▸ **What you have to do**
Please output exactly the lines of the material from the first through the line containing "Sans Mono', 'Liberation", and nothing more.

▸ **Collected data**
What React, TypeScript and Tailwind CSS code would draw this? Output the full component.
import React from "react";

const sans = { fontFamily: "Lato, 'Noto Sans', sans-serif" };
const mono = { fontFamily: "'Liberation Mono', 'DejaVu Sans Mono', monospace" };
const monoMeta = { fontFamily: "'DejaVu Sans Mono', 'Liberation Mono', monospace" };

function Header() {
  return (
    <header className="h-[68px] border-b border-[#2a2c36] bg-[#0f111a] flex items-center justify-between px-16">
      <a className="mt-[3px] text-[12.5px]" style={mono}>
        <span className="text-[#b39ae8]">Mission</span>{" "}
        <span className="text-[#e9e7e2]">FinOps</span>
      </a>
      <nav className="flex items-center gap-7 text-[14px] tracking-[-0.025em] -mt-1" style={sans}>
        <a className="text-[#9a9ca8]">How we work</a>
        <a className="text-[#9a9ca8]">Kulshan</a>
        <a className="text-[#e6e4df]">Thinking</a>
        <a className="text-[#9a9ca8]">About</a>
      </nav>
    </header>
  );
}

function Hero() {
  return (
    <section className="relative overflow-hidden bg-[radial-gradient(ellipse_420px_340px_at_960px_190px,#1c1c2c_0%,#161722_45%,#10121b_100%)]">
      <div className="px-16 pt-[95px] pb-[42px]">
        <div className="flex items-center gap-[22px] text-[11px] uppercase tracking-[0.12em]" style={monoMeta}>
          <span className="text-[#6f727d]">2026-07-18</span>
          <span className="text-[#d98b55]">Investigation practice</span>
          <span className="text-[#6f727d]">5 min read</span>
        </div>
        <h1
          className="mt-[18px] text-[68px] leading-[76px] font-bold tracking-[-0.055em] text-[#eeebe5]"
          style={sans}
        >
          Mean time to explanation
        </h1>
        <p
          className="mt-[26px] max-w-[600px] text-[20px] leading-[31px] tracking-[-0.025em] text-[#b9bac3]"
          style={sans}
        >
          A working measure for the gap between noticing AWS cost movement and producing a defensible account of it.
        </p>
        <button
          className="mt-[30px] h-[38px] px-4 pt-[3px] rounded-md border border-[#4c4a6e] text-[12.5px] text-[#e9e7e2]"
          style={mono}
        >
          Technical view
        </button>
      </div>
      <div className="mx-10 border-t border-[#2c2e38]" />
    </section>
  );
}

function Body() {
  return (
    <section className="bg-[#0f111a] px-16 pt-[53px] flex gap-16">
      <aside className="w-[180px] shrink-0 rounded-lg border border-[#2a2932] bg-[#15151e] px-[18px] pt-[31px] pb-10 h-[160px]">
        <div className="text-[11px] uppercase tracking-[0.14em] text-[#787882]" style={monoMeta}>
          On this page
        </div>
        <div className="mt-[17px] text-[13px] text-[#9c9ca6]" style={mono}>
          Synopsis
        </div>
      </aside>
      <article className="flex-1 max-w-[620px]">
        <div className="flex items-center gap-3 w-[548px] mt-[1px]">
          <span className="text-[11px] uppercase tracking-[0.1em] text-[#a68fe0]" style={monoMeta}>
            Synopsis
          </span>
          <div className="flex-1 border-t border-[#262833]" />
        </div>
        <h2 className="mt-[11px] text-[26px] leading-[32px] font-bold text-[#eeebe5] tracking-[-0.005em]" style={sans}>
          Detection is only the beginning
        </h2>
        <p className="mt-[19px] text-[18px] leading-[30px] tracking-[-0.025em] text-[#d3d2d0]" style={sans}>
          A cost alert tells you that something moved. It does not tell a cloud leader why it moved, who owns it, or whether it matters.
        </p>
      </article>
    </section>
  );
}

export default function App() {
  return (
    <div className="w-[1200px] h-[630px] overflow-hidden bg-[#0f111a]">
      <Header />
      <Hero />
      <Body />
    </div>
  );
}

▸ **Solution to the problem**
What React, TypeScript and Tailwind CSS code would draw this? Output the full component.
import React from "react";

const sans = { fontFamily: "Lato, 'Noto Sans', sans-serif" };
const mono = { fontFamily: "'Liberation Mono', 'DejaVu Sans Mono', monospace" };
const monoMeta = { fontFamily: "'DejaVu Sans Mono', 'Liberation Mono', monospace" };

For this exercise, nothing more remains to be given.